Conflict continues to endanger civilians, hinder livelihood activities, and restrict movement
Ukraine’s winter season increases food, health, and shelter needs among vulnerable populations
USAID/OFDA partners provide critical health, protection, shelter, and WASH assistance to vulnerable populations in eastern Ukraine
Despite numerous ceasefire agreements, including the December 23 armistice, daily clashes continue to result in civilian casualties and damage to critical infrastructure in the government-controlled area (GCA) and non-government controlled area (NGCA) near the contact line in eastern Ukraine’s Donetsk and Luhansk oblasts. Nearly 40 percent of people living along the contact line are affected by shelling every day, the UN reports.

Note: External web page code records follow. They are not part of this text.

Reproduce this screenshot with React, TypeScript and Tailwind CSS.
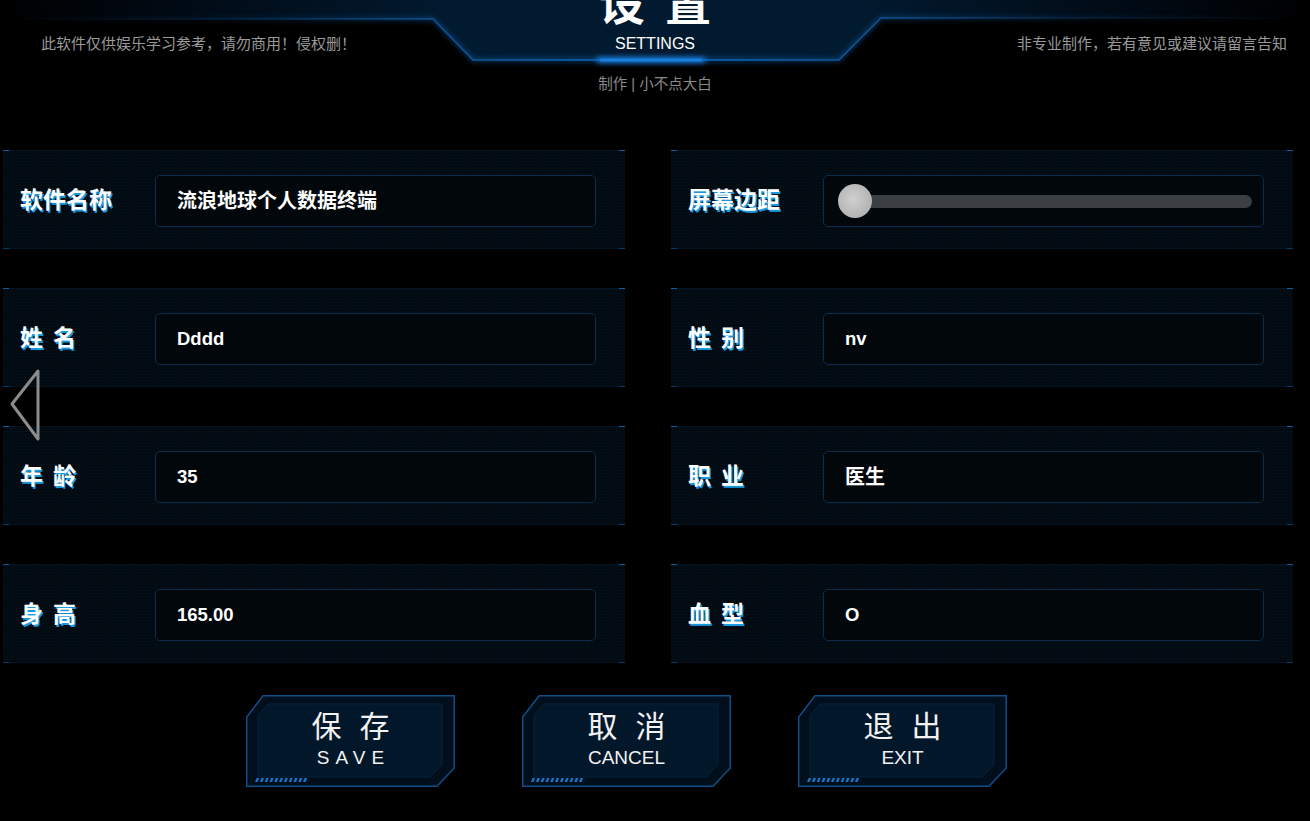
import type { ReactNode } from "react";

type Field = { label: string; value?: string; slider?: boolean };

const fields: Field[] = [
  { label: "软件名称", value: "流浪地球个人数据终端" },
  { label: "屏幕边距", slider: true },
  { label: "姓名", value: "Dddd" },
  { label: "性别", value: "nv" },
  { label: "年龄", value: "35" },
  { label: "职业", value: "医生" },
  { label: "身高", value: "165.00" },
  { label: "血型", value: "O" },
];

const actions = [
  { zh: ["保", "存"], en: "SAVE", spaced: true },
  { zh: ["取", "消"], en: "CANCEL", spaced: false },
  { zh: ["退", "出"], en: "EXIT", spaced: false },
];

const hasHan = (s: string) => /[\u4e00-\u9fff]/.test(s);

function HeaderFrame() {
  // top band: dark navy plate with a glowing edge that dips under the title
  return (
    <svg
      className="pointer-events-none absolute left-0 top-0"
      width="1310"
      height="100"
      viewBox="0 0 1310 100"
    >
      <defs>
        <linearGradient id="plate" x1="0" x2="1" y1="0" y2="0">
          <stop offset="0" stopColor="#000000" />
          <stop offset="0.15" stopColor="#010b16" />
          <stop offset="0.35" stopColor="#021a30" />
          <stop offset="0.65" stopColor="#021a30" />
          <stop offset="0.85" stopColor="#010b16" />
          <stop offset="1" stopColor="#000000" />
        </linearGradient>
        <linearGradient id="edge" x1="0" x2="1" y1="0" y2="0">
          <stop offset="0" stopColor="#0a4c88" stopOpacity="0" />
          <stop offset="0.15" stopColor="#0a4c88" stopOpacity="0.25" />
          <stop offset="0.33" stopColor="#0c5ea8" stopOpacity="0.8" />
          <stop offset="0.5" stopColor="#0e6cc2" />
          <stop offset="0.67" stopColor="#0c5ea8" stopOpacity="0.8" />
          <stop offset="0.85" stopColor="#0a4c88" stopOpacity="0.25" />
          <stop offset="1" stopColor="#0a4c88" stopOpacity="0" />
        </linearGradient>
        <filter id="soft" x="-10%" y="-200%" width="120%" height="500%">
          <feGaussianBlur stdDeviation="2.5" />
        </filter>
      </defs>
      <path d="M0,0 H1310 V18 H881 L839,60 H473 L433,19 H0 Z" fill="url(#plate)" />
      <path
        d="M0,19 H433 L473,60 H839 L881,18 H1310"
        fill="none"
        stroke="url(#edge)"
        strokeWidth="5"
        opacity="0.5"
        filter="url(#soft)"
      />
      <path
        d="M0,19 H433 L473,60 H839 L881,18 H1310"
        fill="none"
        stroke="url(#edge)"
        strokeWidth="1.5"
      />
      <rect x="596" y="57" width="110" height="6" rx="3" fill="#1472cc" filter="url(#soft)" />
      <rect x="600" y="58.5" width="102" height="3" rx="1.5" fill="#1a7fdc" />
    </svg>
  );
}

function Panel({ field }: { field: Field }) {
  const value = field.value ?? "";
  return (
    <div className="relative flex h-[99px] items-center border-y border-[#061524] bg-[#020a12] bg-[radial-gradient(#06121d_1px,transparent_1px)] bg-[length:3px_3px] pl-[17px]">
      <span className="absolute left-0 top-[-1px] h-[1px] w-[6px] bg-[#0b5fa8]" />
      <span className="absolute right-0 top-[-1px] h-[1px] w-[6px] bg-[#0b5fa8]" />
      <span className="absolute bottom-[-1px] left-0 h-[1px] w-[6px] bg-[#0a3a66]" />
      <span className="absolute bottom-[-1px] right-0 h-[1px] w-[6px] bg-[#0a3a66]" />
      <div
        className={
          "mt-[1px] w-[135px] text-[23px] font-bold leading-none text-white [text-shadow:1.5px_1.5px_0_#1898e0] " +
          (field.label.length === 2 ? "tracking-[10px]" : "tracking-normal")
        }
      >
        {field.label}
      </div>
      <div className="mt-[3px] flex h-[52px] w-[441px] items-center rounded-[5px] border border-[#0b2c4a] bg-[#02070b]">
        {field.slider ? (
          <div className="relative ml-[15px] mr-[11px] h-[13px] flex-1 rounded-full bg-[#3b3e43]">
            <div className="absolute left-0 top-0 h-[13px] w-[32px] rounded-full bg-[#c9c9c9]" />
            <div className="absolute left-[-1px] top-1/2 h-[34px] w-[34px] -translate-y-1/2 rounded-full bg-[radial-gradient(circle_at_45%_45%,#cfcfcf,#a8a8a8)]" />
          </div>
        ) : (
          <span
            className={
              "pl-[21px] font-bold text-white " + (hasHan(value) ? "text-[20px]" : "text-[18.5px]")
            }
          >
            {value}
          </span>
        )}
      </div>
    </div>
  );
}

function ActionButton({ zh, en, spaced }: { zh: string[]; en: string; spaced: boolean }) {
  const stripes: ReactNode[] = [];
  for (let i = 0; i < 11; i++) {
    const x = 9 + i * 4.8;
    stripes.push(
      <polygon
        key={i}
        points={`${x + 1.6},83 ${x + 4.2},83 ${x + 2.6},87 ${x},87`}
        fill="#1a72c2"
      />,
    );
  }
  return (
    <button
      type="button"
      className="relative flex h-[92px] w-[209px] flex-col items-center text-[#f2f2f2]"
    >
      <svg className="absolute left-0 top-0" width="209" height="92" viewBox="0 0 209 92">
        <polygon
          points="17,0.75 208.25,0.75 208.25,73 191,91.25 0.75,91.25 0.75,22"
          fill="#010f1c"
          stroke="#0f4e86"
          strokeWidth="1.5"
        />
        <polygon
          points="22,9 196,9 196,70 184,82 12,82 12,20"
          fill="#03172a"
          stroke="#06223a"
          strokeWidth="1"
        />
        {stripes}
      </svg>
      <span className="relative mt-[17px] flex gap-[18px] text-[30px] leading-none">
        <span>{zh[0]}</span>
        <span>{zh[1]}</span>
      </span>
      <span
        className={
          "relative mt-[6px] font-['Liberation_Sans',sans-serif] text-[19px] leading-none " +
          (spaced ? "pl-[6px] tracking-[6px]" : "tracking-normal")
        }
      >
        {en}
      </span>
    </button>
  );
}

export default function App() {
  return (
    <div className="relative h-[821px] w-[1310px] overflow-hidden bg-black font-['Liberation_Sans','Noto_Sans_CJK_SC',sans-serif]">
      <header className="relative h-[150px]">
        <HeaderFrame />
        <div className="relative grid grid-cols-[1fr_auto_1fr]">
          <p className="pl-[41px] pt-[33px] text-[15px] text-[#9a9a9a]">
            此软件仅供娱乐学习参考，请勿商用！侵权删！
          </p>
          <div className="flex flex-col items-center">
            <h1 className="mt-[-19px] flex gap-[20px] text-[46px] font-bold leading-none text-white">
              <span>设</span>
              <span>置</span>
            </h1>
            <div className="mt-[9px] text-[16px] leading-none text-white">SETTINGS</div>
            <div className="mt-[25px] text-[14.5px] leading-none text-[#8a8a8a]">制作 | 小不点大白</div>
          </div>
          <p className="pr-[23px] pt-[33px] text-right text-[15px] text-[#9a9a9a]">
            非专业制作，若有意见或建议请留言告知
          </p>
        </div>
      </header>

      <main className="ml-[3px] grid grid-cols-[622px_622px] gap-x-[46px] gap-y-[39px]">
        {fields.map((f) => (
          <Panel key={f.label} field={f} />
        ))}
      </main>

      <div className="ml-[246px] mt-[32px] flex gap-[67px]">
        {actions.map((a) => (
          <ActionButton key={a.en} zh={a.zh} en={a.en} spaced={a.spaced} />
        ))}
      </div>

      {/* back arrow floating over the left column */}
      <svg className="absolute left-[8px] top-[366px]" width="34" height="78" viewBox="0 0 34 78">
        <polygon
          points="30,5 4,38 30,73"
          fill="none"
          stroke="#8c8c8c"
          strokeWidth="3"
          strokeLinejoin="round"
        />
      </svg>
    </div>
  );
}
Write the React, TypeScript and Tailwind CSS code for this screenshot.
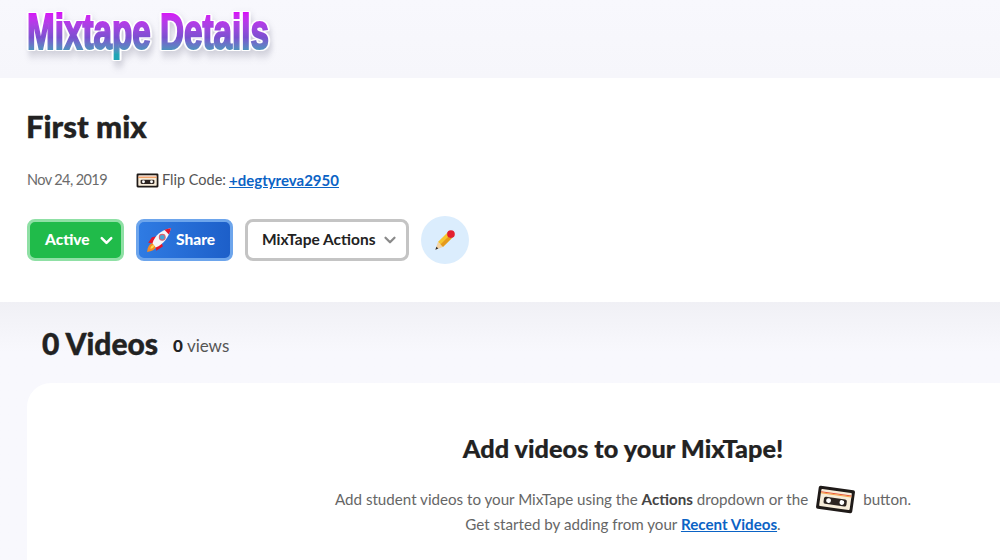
import { ChevronDown } from "lucide-react";

function Cassette({ className }: { className?: string }) {
    return (
        <svg viewBox="0 0 40 26" className={className}>
            <path d="M3 1h34a2 2 0 0 1 2 2v20a2 2 0 0 1-2 2H3a2 2 0 0 1-2-2V3a2 2 0 0 1 2-2z" fill="#1f1a18" />
            <rect x="4" y="4" width="32" height="18" rx="1" fill="#f7ecd9" />
            <rect x="4" y="6.500" width="32" height="1.200" fill="#e8553a" />
            <rect x="4" y="7.700" width="32" height="1" fill="#f5a54a" />
            <rect x="8" y="11.500" width="24" height="7.500" rx="2" fill="#2b2320" />
            <circle cx="13" cy="15.200" r="2.500" fill="#fff" />
            <circle cx="27" cy="15.200" r="2.500" fill="#fff" />
        </svg>
    );
}

function Rocket({ className }: { className?: string }) {
    return (
        <svg viewBox="0 0 24 24" className={className}>
            <path d="M1 23c.4-4.600 2-7.400 5-8.500l3.500 3.500C8.400 21 5.600 22.600 1 23z" fill="#f58a25" />
            <path d="M4 20c.3-1.700 1.100-2.900 2.800-3.400l.8.800C7 19.200 5.800 20 4 20z" fill="#fde047" />
            <path d="M5.500 9.500 10 8.500 7 15l-5-.5z" fill="#e3142c" />
            <path d="M15.500 18 14.500 14 9 17l.5 5z" fill="#e3142c" />
            <path d="M6 15C8 8 14 3 23 1c-2 9-7 15-14 18z" fill="#f4f6f8" />
            <path d="M17 2.500 23 1c-.4 2.200-1.100 4.300-1.900 6z" fill="#e3142c" />
            <circle cx="15" cy="9.500" r="2.700" fill="#45a6d6" stroke="#d9626e" strokeWidth="1" />
        </svg>
    );
}

function Pencil({ className }: { className?: string }) {
    return (
        <svg viewBox="0 0 24 24" className={className}>
            <path d="M4.300 14.300 15.300 3.300l5.400 5.400-11 11z" fill="#f7c52d" />
            <path d="M7 17 18 6l2.700 2.700-11 11z" fill="#e59a1c" />
            <path d="M4.300 14.300l5.400 5.400L1.500 22.500z" fill="#f3d3a4" />
            <path d="M1.500 22.500l1.100-3.200 2.100 2.100z" fill="#2a2a2a" />
            <path d="m14 4.600 5.400 5.400 1.800-1.800-5.400-5.400z" fill="#b5bcc4" />
            <circle cx="18.500" cy="5.500" r="4.200" fill="#e3202e" />
        </svg>
    );
}

export default function App() {
    return (
        <div className="h-[560px] w-[1000px] overflow-hidden bg-[#f8f8fd] font-['Lato','Noto_Sans',sans-serif] text-[#222]">
            <header className="flex h-[78px] items-start bg-gradient-to-b from-[#f8f8fd] to-[#f6f6fb] pl-[27px] pt-[4px]">
                <h1 className="origin-left scale-x-[0.665] whitespace-nowrap bg-gradient-to-b from-[#d90cf8] from-15% via-[#7a50d0] via-60% to-[#1fa5b5] to-90% bg-clip-text font-['Liberation_Sans',sans-serif] text-[50px] leading-[56px] font-bold text-transparent [-webkit-text-stroke:2px_transparent] [filter:drop-shadow(2px_0_0_#fff)_drop-shadow(-2px_0_0_#fff)_drop-shadow(0_1px_0_#fff)_drop-shadow(0_-1px_0_#fff)_drop-shadow(3px_5px_4px_rgba(60,60,90,0.22))]">
                    Mixtape Details
                </h1>
            </header>

            <section className="flex h-[224px] flex-col bg-white pl-[27px]">
                <h2 className="mt-[28px] -ml-[1px] text-[31px] leading-[40px] font-black text-[#222] [-webkit-text-stroke:0.4px_#222]">First mix</h2>
                <div className="mt-[23px] flex h-[22px] items-center text-[14.5px] text-[#555]">
                    <span className="w-[109px] text-[14.5px] tracking-[-0.6px] text-[#6b6b6b]">Nov 24, 2019</span>
                    <Cassette className="mr-[3px] h-[15px] w-[23px]" />
                    <span>Flip Code:</span>
                    <a className="ml-[3px] text-[15px] font-bold text-[#0b63c5] underline">+degtyreva2950</a>
                </div>
                <div className="mt-[25px] flex items-center">
                    <button className="flex h-[42px] w-[97px] items-center justify-start gap-[7px] rounded-[8px] border-[3px] border-[#8fe0a5] bg-[#20bb4a] pl-[15px] text-[15.5px] font-black text-white">
                        Active
                        <ChevronDown size={19} strokeWidth={3.2} />
                    </button>
                    <button className="ml-[12px] flex h-[42px] w-[97px] items-center justify-start gap-[4px] rounded-[8px] border-[3px] border-[#6da5ec] bg-gradient-to-r from-[#2f7be3] to-[#1d5fc9] pl-[7px] text-[15.5px] font-black text-white">
                        <Rocket className="h-[26px] w-[26px]" />
                        Share
                    </button>
                    <button className="ml-[12px] flex h-[42px] w-[164px] items-center justify-start gap-[6px] rounded-[8px] border-[3px] border-[#c4c4c4] bg-white pl-[14px] text-[15.5px] font-bold text-[#222]">
                        MixTape Actions
                        <ChevronDown size={18} strokeWidth={3} className="text-[#8a8a8a]" />
                    </button>
                    <button className="ml-[12px] flex h-[48px] w-[48px] items-center justify-center rounded-full bg-[#dbedfd]">
                        <Pencil className="h-[22px] w-[22px]" />
                    </button>
                </div>
            </section>

            <section className="h-[258px] bg-gradient-to-b from-[#f0f0f5] to-[#f8f8fd] to-[50px] pl-[27px]">
                <div className="flex h-[81px] items-center pb-[22px] pl-[15px] pt-[23px]">
                    <span className="text-[30px] leading-[38px] font-black text-[#222] [-webkit-text-stroke:0.4px_#222]">0 Videos</span>
                    <span className="ml-[15px] mt-[5px] text-[17px] text-[#555]">
                        <b className="font-black text-[#222]">0</b> views
                    </span>
                </div>
                <div className="h-[200px] rounded-tl-[24px] bg-white pl-[219px] pt-[49px] text-center">
                    <h3 className="text-[25.3px] leading-[32px] font-black text-[#222] [-webkit-text-stroke:0.2px_#222]">Add videos to your MixTape!</h3>
                    <div className="mt-[22px] flex h-[26px] items-center justify-center text-[15.15px] text-[#666]">
                        <span>
                            Add student videos to your MixTape using the <b className="font-bold text-[#444]">Actions</b> dropdown or the
                        </span>
                        <Cassette className="mx-[8px] h-[25px] w-[39px] rotate-[8deg]" />
                        <span>button.</span>
                    </div>
                    <p className="text-[15.15px] leading-[24px] text-[#666]">
                        Get started by adding from your <a className="font-bold text-[#0b63c5] underline">Recent Videos</a>.
                    </p>
                </div>
            </section>
        </div>
    );
}
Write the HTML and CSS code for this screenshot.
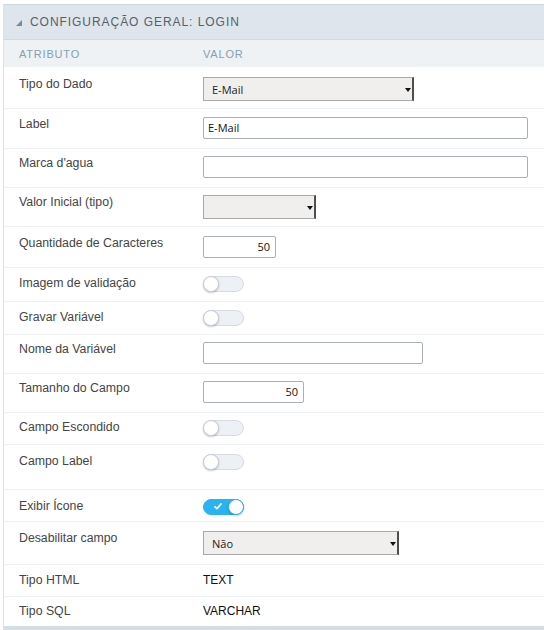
FILE: index.html
```html
<!DOCTYPE html>
<html lang="pt">
<head>
<meta charset="utf-8">
<title>Configuração Geral: Login</title>
<link rel="stylesheet" href="styles.css">
</head>
<body>
<div class="panel">
  <div class="panel-header"><span class="caret"></span><span class="title">CONFIGURAÇÃO GERAL: LOGIN</span></div>
  <div class="col-head"><div class="c-attr">ATRIBUTO</div><div class="c-val">VALOR</div></div>

  <div class="row r-tipo">
    <div class="attr">Tipo do Dado</div>
    <div class="val"><div class="select w-211"><span class="sel-text">E-Mail</span><span class="sel-arrow"></span></div></div>
  </div>
  <div class="row r-label">
    <div class="attr">Label</div>
    <div class="val"><div class="input w-325">E-Mail</div></div>
  </div>
  <div class="row r-input">
    <div class="attr">Marca d'agua</div>
    <div class="val"><div class="input w-325"></div></div>
  </div>
  <div class="row r-valor">
    <div class="attr">Valor Inicial (tipo)</div>
    <div class="val"><div class="select w-113"><span class="sel-text"></span><span class="sel-arrow"></span></div></div>
  </div>
  <div class="row r-qtd">
    <div class="attr">Quantidade de Caracteres</div>
    <div class="val"><div class="input num w-73">50</div></div>
  </div>
  <div class="row r-img">
    <div class="attr">Imagem de validação</div>
    <div class="val"><div class="toggle"><span class="knob"></span></div></div>
  </div>
  <div class="row r-toggle">
    <div class="attr">Gravar Variável</div>
    <div class="val"><div class="toggle"><span class="knob"></span></div></div>
  </div>
  <div class="row r-input">
    <div class="attr">Nome da Variável</div>
    <div class="val"><div class="input w-220"></div></div>
  </div>
  <div class="row r-input">
    <div class="attr">Tamanho do Campo</div>
    <div class="val"><div class="input num w-101">50</div></div>
  </div>
  <div class="row r-esc">
    <div class="attr">Campo Escondido</div>
    <div class="val"><div class="toggle"><span class="knob"></span></div></div>
  </div>
  <div class="row r-tall">
    <div class="attr">Campo Label</div>
    <div class="val"><div class="toggle"><span class="knob"></span></div></div>
  </div>
  <div class="row r-icon">
    <div class="attr">Exibir Ícone</div>
    <div class="val"><div class="toggle on"><svg class="check" width="8" height="7" viewBox="0 0 8 7"><path d="M1 3.8 L3 5.6 L7 1" fill="none" stroke="#fff" stroke-width="1.8" stroke-linecap="round" stroke-linejoin="round"/></svg><span class="knob"></span></div></div>
  </div>
  <div class="row r-des">
    <div class="attr">Desabilitar campo</div>
    <div class="val"><div class="select w-196"><span class="sel-text">Não</span><span class="sel-arrow"></span></div></div>
  </div>
  <div class="row r-text">
    <div class="attr">Tipo HTML</div>
    <div class="val text">TEXT</div>
  </div>
  <div class="row r-last">
    <div class="attr">Tipo SQL</div>
    <div class="val text">VARCHAR</div>
  </div>
</div>
</body>
</html>
```

FILE: styles.css
```css
html, body {
  margin: 0;
  padding: 0;
  background: #ffffff;
}
body {
  padding: 4px 0 0 3px;
  font-family: "Liberation Sans", Arial, sans-serif;
  overflow: hidden;
}
.panel {
  width: 545px;
  border-left: 1px solid #dde2e7;
  border-bottom: 6px solid #d6dee5;
}
.panel-header {
  height: 34px;
  border-top: 1px solid #cfd8dd;
  border-bottom: 1px solid #d0dae0;
  background: #dfe5ec;
  display: flex;
  align-items: center;
  padding-left: 12px;
}
.caret {
  width: 0;
  height: 0;
  border-style: solid;
  border-width: 0 0 6px 6px;
  border-color: transparent transparent #7d8a94 transparent;
  margin: 1px 8px 0 0;
}
.title {
  font-size: 12px;
  letter-spacing: 0.95px;
  color: #55616b;
}
.col-head {
  height: 27px;
  background: #eef2f5;
  display: grid;
  grid-template-columns: 199px 1fr;
  align-items: center;
  font-size: 11px;
  letter-spacing: 0.8px;
  color: #86a0ae;
}
.c-attr { padding-left: 15px; }
.row {
  display: grid;
  grid-template-columns: 199px 1fr;
  align-items: start;
  padding: 8px 0;
  border-bottom: 1px solid #eef0f3;
}
.r-tipo   { padding: 10px 0 7px; }
.r-label  { padding: 8px 0 9px; }
.r-input  { padding: 7px 0 9px; }
.r-valor  { padding: 7px 0 7px; }
.r-qtd    { padding: 9px 0 9px; }
.r-img    { padding: 8px 0 9px; }
.r-toggle { padding: 8px 0 8px; }
.r-esc    { padding: 7px 0 8px; }
.r-tall   { padding: 9px 0 19px; }
.r-icon   { padding: 9px 0 6px; }
.r-des    { padding: 9px 0 9px; }
.r-text   { padding: 8px 0 8px; }
.r-last   { padding: 7px 0 7px; border-bottom: none; }
.attr {
  padding-left: 15px;
  font-size: 12.3px;
  line-height: 15px;
  color: #454545;
  white-space: nowrap;
}
.val.text {
  font-size: 12px;
  line-height: 15px;
  color: #111;
}
.select {
  height: 24px;
  box-sizing: border-box;
  background: #f0efed;
  border: 1px solid #a9a9a9;
  border-right: 2px solid #4d4d4d;
  display: flex;
  align-items: center;
  justify-content: space-between;
  padding: 0 1px 0 8px;
  font-family: "Open Sans", "DejaVu Sans", sans-serif;
  font-size: 11px;
  color: #1a1a1a;
}
.sel-arrow {
  width: 0;
  height: 0;
  border-style: solid;
  border-width: 4px 3px 0 3px;
  border-color: #111 transparent transparent transparent;
  margin-top: 1px;
}
.input {
  height: 22px;
  box-sizing: border-box;
  border: 1px solid #aab0b7;
  border-radius: 2px;
  background: #fff;
  padding: 0 4px;
  font-family: "Open Sans", "DejaVu Sans", sans-serif;
  font-size: 11px;
  line-height: 20px;
  color: #111;
}
.input.num { text-align: right; padding-right: 5px; }
.w-211 { width: 211px; }
.w-113 { width: 113px; }
.w-196 { width: 196px; }
.w-325 { width: 325px; }
.w-220 { width: 220px; }
.w-73 { width: 73px; }
.w-101 { width: 101px; }
.toggle {
  width: 41px;
  height: 16px;
  box-sizing: border-box;
  border: 1px solid #d6dce1;
  border-radius: 8px;
  background: #edf0f4;
  display: flex;
  align-items: center;
}
.knob {
  width: 16px;
  height: 16px;
  box-sizing: border-box;
  border-radius: 50%;
  background: #fff;
  border: 1px solid #c9ced3;
  box-shadow: 0 1px 2px rgba(0,0,0,0.22);
  margin-left: -1px;
}
.toggle.on {
  background: #29b3f0;
  border-color: #29b3f0;
  justify-content: space-between;
}
.toggle.on .knob {
  margin-left: 0;
  margin-right: -1px;
  border-color: #29b3f0;
}
.check { margin-left: 10px; margin-bottom: 2px; }
```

Conflict had affected approximately 4.4 million people in eastern Ukraine as of December, and more than 75 percent of the conflict-affected population required humanitarian assistance, according to the UN. On December 7, the UN released the 2018 Ukraine Humanitarian Response Plan (HRP) requesting $187 million to reach an estimated 2.3 million people, particularly vulnerable populations near the contact line.
Humanitarian needs, particularly for food, health, and shelter, continue to increase in eastern Ukraine due to harsh winter conditions in the country’s November-to-March cold season. During the 2016/2017 cold season, more than 20 percent of households in the GCA and NGCA reported they were unable to meet basic food needs. Lack of heat is also a primary concern; insufficient electric utility maintenance poses a high risk of power cuts in 2018, while shelling continues to damage water pipes and stations, which may lead to failure of water-dependent heating systems.
In FY 2017, the U.S. Government (USG) provided more than $27 million—including approximately $9 million from USAID/OFDA and $3 million from USAID/FFP—in humanitarian assistance to meet the emergency food, health, protection, shelter, and water, sanitation, and hygiene (WASH) needs of conflict-affected populations in Ukraine.